• _DIRECTIVE_:
Copy out the data exactly, leaving the pictures behind.
==*==
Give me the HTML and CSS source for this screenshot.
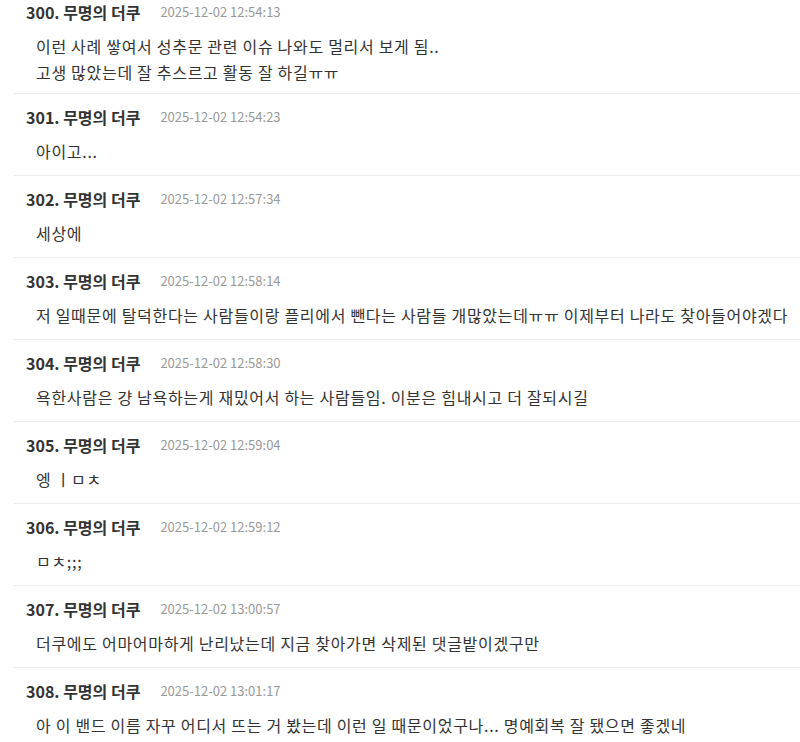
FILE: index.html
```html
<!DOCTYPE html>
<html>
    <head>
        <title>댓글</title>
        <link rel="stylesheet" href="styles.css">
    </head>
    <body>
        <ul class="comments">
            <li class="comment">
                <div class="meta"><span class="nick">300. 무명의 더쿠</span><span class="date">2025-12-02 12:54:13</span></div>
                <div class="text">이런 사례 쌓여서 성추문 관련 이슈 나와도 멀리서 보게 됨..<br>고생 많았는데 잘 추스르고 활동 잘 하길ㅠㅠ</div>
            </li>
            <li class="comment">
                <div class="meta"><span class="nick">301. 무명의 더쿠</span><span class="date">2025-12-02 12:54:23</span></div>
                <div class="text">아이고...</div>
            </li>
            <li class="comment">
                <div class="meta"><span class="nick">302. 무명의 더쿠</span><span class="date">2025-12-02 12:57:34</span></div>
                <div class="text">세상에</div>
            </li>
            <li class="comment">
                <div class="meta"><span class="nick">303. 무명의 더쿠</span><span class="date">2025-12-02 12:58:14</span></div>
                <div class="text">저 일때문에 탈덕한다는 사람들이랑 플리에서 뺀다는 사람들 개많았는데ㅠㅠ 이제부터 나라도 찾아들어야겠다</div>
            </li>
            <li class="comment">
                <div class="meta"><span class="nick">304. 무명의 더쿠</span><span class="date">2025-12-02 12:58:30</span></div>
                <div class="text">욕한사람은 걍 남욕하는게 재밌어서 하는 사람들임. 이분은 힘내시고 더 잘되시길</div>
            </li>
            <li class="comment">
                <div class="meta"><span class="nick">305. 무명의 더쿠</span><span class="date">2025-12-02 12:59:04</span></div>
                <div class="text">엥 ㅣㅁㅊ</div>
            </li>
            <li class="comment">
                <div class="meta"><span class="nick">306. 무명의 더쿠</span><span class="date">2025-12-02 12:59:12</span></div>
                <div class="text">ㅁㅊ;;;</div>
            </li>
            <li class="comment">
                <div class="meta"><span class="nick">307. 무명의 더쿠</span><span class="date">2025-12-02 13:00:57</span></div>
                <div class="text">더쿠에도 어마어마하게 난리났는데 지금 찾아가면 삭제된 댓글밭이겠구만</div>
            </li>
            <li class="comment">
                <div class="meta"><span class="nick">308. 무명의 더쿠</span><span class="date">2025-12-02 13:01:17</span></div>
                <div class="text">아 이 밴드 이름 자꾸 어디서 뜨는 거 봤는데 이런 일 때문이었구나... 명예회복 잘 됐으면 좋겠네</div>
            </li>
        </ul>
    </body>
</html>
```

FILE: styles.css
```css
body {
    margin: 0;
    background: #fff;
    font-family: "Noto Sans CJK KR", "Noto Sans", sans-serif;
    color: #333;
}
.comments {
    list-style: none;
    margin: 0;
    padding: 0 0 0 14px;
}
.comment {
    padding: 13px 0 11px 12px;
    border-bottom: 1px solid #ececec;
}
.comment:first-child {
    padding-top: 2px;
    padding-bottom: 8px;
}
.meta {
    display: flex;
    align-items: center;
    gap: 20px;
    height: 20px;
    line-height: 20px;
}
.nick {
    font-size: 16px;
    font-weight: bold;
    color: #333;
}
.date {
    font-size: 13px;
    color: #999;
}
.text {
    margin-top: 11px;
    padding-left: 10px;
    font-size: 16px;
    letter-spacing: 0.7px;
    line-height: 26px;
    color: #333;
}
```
==*==
• _WRITTEN RESPONSE_:
Give me the HTML and CSS source for this screenshot.
FILE: index.html
```html
<!DOCTYPE html>
<html>
    <head>
        <title>댓글</title>
        <link rel="stylesheet" href="styles.css">
    </head>
    <body>
        <ul class="comments">
            <li class="comment">
                <div class="meta"><span class="nick">300. 무명의 더쿠</span><span class="date">2025-12-02 12:54:13</span></div>
                <div class="text">이런 사례 쌓여서 성추문 관련 이슈 나와도 멀리서 보게 됨..<br>고생 많았는데 잘 추스르고 활동 잘 하길ㅠㅠ</div>
            </li>
            <li class="comment">
                <div class="meta"><span class="nick">301. 무명의 더쿠</span><span class="date">2025-12-02 12:54:23</span></div>
                <div class="text">아이고...</div>
            </li>
            <li class="comment">
                <div class="meta"><span class="nick">302. 무명의 더쿠</span><span class="date">2025-12-02 12:57:34</span></div>
                <div class="text">세상에</div>
            </li>
            <li class="comment">
                <div class="meta"><span class="nick">303. 무명의 더쿠</span><span class="date">2025-12-02 12:58:14</span></div>
                <div class="text">저 일때문에 탈덕한다는 사람들이랑 플리에서 뺀다는 사람들 개많았는데ㅠㅠ 이제부터 나라도 찾아들어야겠다</div>
            </li>
            <li class="comment">
                <div class="meta"><span class="nick">304. 무명의 더쿠</span><span class="date">2025-12-02 12:58:30</span></div>
                <div class="text">욕한사람은 걍 남욕하는게 재밌어서 하는 사람들임. 이분은 힘내시고 더 잘되시길</div>
            </li>
            <li class="comment">
                <div class="meta"><span class="nick">305. 무명의 더쿠</span><span class="date">2025-12-02 12:59:04</span></div>
                <div class="text">엥 ㅣㅁㅊ</div>
            </li>
            <li class="comment">
                <div class="meta"><span class="nick">306. 무명의 더쿠</span><span class="date">2025-12-02 12:59:12</span></div>
                <div class="text">ㅁㅊ;;;</div>
            </li>
            <li class="comment">
                <div class="meta"><span class="nick">307. 무명의 더쿠</span><span class="date">2025-12-02 13:00:57</span></div>
                <div class="text">더쿠에도 어마어마하게 난리났는데 지금 찾아가면 삭제된 댓글밭이겠구만</div>
            </li>
            <li class="comment">
                <div class="meta"><span class="nick">308. 무명의 더쿠</span><span class="date">2025-12-02 13:01:17</span></div>
                <div class="text">아 이 밴드 이름 자꾸 어디서 뜨는 거 봤는데 이런 일 때문이었구나... 명예회복 잘 됐으면 좋겠네</div>
            </li>
        </ul>
    </body>
</html>
```

FILE: styles.css
```css
body {
    margin: 0;
    background: #fff;
    font-family: "Noto Sans CJK KR", "Noto Sans", sans-serif;
    color: #333;
}
.comments {
    list-style: none;
    margin: 0;
    padding: 0 0 0 14px;
}
.comment {
    padding: 13px 0 11px 12px;
    border-bottom: 1px solid #ececec;
}
.comment:first-child {
    padding-top: 2px;
    padding-bottom: 8px;
}
.meta {
    display: flex;
    align-items: center;
    gap: 20px;
    height: 20px;
    line-height: 20px;
}
.nick {
    font-size: 16px;
    font-weight: bold;
    color: #333;
}
.date {
    font-size: 13px;
    color: #999;
}
.text {
    margin-top: 11px;
    padding-left: 10px;
    font-size: 16px;
    letter-spacing: 0.7px;
    line-height: 26px;
    color: #333;
}
```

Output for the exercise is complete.